Lilian died in her Stockholm home on Sunday at age 97. The Royal Palace didn’t give a cause of death, but Lilian suffered from Alzheimer’s disease and had been in poor health for several years.
She met Sweden’s Prince Bertil in 1943, but his obligations to the throne and Lilian’s status as a divorced commoner prevented them from making their love public.
Born Lilian Davies in Swansea, Wales, on Aug. 30, 1915, she moved to London at 16 to embark on a career as a model and an actress. She met British actor Ivan Craig, whom she married in 1940.
After World War II broke out, Craig was drafted into the British Army while Lilian stayed behind in London, working at a factory and serving at a hospital for wounded soldiers.
At the time, Prince Bertil was stationed at the Swedish Embassy in the British capital as a naval attache.

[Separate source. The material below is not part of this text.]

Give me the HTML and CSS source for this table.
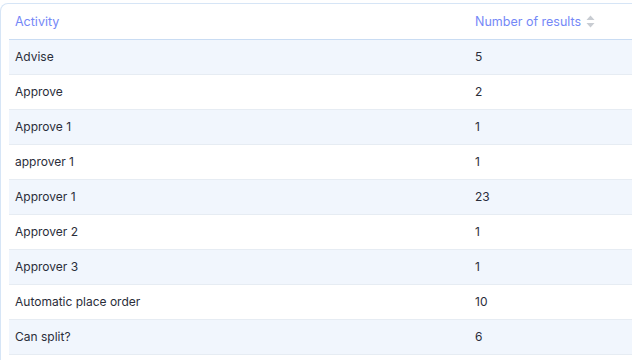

The couple first laid eyes on each other in the fancy nightclub Les Ambassadeurs shortly before Lilian’s 28th birthday in 1943.
But it wasn’t until he fetched her with his car following an air raid in her neighborhood that the romance blossomed, Lilian recalled in her 2,000 memoirs, “My Life with Prince Bertil.’

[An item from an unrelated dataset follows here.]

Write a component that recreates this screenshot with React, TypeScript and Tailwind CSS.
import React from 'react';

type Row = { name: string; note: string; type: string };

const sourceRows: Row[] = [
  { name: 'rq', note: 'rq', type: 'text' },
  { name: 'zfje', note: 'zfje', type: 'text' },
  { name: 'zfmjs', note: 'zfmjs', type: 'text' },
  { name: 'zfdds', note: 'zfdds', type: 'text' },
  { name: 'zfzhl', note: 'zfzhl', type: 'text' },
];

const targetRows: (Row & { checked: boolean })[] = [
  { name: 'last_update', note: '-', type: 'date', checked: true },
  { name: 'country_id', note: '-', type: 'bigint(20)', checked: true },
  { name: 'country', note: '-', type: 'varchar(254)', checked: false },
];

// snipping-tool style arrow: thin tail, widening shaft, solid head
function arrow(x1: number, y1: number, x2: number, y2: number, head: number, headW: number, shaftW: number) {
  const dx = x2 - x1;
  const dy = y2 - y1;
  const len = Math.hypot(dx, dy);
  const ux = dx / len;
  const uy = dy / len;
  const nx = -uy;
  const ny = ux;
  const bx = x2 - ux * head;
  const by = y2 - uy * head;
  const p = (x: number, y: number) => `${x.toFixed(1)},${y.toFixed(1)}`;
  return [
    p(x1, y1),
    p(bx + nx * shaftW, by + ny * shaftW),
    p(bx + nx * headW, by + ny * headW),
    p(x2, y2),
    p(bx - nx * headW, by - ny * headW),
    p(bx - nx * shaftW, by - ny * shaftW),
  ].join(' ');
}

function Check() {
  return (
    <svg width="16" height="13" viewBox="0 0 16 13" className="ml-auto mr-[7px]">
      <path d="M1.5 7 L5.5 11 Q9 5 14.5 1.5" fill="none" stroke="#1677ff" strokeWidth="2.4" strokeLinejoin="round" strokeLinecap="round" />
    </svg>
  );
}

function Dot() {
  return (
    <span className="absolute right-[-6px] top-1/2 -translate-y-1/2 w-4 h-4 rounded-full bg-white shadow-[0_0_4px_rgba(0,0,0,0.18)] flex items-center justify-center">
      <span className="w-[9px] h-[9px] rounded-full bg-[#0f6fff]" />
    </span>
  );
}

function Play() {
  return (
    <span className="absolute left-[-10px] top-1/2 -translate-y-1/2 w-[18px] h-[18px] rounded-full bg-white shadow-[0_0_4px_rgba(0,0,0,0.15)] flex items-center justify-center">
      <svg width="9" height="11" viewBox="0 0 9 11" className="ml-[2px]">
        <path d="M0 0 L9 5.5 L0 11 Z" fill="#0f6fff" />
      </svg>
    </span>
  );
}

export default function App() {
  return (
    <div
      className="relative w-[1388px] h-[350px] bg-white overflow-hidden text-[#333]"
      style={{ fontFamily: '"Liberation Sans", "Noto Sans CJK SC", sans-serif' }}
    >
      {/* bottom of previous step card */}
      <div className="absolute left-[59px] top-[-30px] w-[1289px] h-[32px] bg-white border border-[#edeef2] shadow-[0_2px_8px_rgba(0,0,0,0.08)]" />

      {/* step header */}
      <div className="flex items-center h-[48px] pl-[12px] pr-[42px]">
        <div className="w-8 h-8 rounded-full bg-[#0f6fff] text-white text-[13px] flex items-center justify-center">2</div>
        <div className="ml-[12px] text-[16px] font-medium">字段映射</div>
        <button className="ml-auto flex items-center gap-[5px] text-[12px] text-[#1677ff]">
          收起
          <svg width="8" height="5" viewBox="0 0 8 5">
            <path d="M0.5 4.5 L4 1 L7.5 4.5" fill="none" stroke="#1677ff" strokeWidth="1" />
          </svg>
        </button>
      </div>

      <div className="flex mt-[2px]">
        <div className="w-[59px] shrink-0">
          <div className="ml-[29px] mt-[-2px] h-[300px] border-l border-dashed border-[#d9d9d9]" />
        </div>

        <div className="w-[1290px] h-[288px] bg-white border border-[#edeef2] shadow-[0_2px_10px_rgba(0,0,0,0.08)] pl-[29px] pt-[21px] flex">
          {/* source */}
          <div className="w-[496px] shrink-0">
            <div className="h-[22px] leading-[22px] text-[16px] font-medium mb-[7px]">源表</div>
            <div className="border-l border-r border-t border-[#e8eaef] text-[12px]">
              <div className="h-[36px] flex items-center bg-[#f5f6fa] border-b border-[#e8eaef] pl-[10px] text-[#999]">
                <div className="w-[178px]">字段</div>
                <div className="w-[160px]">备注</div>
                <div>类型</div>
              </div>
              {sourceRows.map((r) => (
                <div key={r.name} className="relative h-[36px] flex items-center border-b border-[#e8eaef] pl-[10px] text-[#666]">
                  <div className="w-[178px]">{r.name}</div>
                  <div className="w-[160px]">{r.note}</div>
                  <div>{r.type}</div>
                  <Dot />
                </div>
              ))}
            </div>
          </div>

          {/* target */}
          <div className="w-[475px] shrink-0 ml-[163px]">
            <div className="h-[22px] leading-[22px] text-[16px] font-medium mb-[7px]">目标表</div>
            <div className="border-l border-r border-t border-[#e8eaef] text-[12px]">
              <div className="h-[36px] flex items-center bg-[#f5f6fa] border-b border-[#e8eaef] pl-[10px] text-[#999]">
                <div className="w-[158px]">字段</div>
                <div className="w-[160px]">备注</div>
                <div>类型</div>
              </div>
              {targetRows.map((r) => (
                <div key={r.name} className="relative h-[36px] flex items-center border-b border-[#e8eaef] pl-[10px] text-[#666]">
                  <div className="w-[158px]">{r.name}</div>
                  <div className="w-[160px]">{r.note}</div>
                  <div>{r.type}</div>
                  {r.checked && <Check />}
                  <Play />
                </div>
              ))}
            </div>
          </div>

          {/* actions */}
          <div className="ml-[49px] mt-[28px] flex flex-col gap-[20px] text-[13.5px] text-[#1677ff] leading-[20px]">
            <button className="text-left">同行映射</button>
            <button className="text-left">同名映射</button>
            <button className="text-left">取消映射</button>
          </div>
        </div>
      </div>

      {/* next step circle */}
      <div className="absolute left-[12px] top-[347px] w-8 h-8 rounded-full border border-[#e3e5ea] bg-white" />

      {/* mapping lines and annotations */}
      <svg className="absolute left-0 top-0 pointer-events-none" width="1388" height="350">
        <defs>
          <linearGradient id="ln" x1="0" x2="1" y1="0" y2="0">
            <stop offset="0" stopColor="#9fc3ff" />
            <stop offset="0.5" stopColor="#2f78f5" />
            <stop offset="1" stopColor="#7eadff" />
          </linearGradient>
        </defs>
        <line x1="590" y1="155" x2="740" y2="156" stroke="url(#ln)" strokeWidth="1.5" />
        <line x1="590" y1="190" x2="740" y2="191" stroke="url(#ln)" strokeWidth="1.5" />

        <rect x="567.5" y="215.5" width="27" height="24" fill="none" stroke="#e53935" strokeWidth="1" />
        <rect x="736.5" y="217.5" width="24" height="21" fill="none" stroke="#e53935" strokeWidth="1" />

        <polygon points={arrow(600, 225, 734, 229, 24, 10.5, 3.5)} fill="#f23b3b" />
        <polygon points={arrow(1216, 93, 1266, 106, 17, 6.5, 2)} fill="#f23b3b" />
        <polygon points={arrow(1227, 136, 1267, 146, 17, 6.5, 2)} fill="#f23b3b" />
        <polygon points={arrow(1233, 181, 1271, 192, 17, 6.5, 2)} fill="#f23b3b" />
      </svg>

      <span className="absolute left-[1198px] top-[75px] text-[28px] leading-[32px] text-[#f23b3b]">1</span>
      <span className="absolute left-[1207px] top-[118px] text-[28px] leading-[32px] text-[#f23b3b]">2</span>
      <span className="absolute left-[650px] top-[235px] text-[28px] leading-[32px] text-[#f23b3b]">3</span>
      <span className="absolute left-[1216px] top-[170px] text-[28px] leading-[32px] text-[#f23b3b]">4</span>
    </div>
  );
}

Lilian was still married at the time, but the situation resolved itself since Craig, too, had met someone else during his years abroad in the army, and the couple divorced on amicable terms.
Upon Bertil’s return to Sweden, however, his relationship with a commoner became a delicate issue.
Bertil became a possible heir to the throne when his eldest brother died in a plane crash, leaving behind an infant son - the current King Carl XVI Gustaf. Two other brothers had dropped out of the line of succession by marrying commoners. Bertil’s father, King Gustaf VI Adolf, ordered him to abstain from marrying Lilian, since that would jeopardize the survival of the Bernadotte dynasty.
Instead, the couple let their romance flourish in an unofficial manner, living together in a common-law marriage for decades. Despite the royal reluctance to recognize her officially, Lilian’s charm and warm personality soon won the Swedes over.
In 1976, some 33 years after they first met, the new king finally gave them the approval they had been waiting for.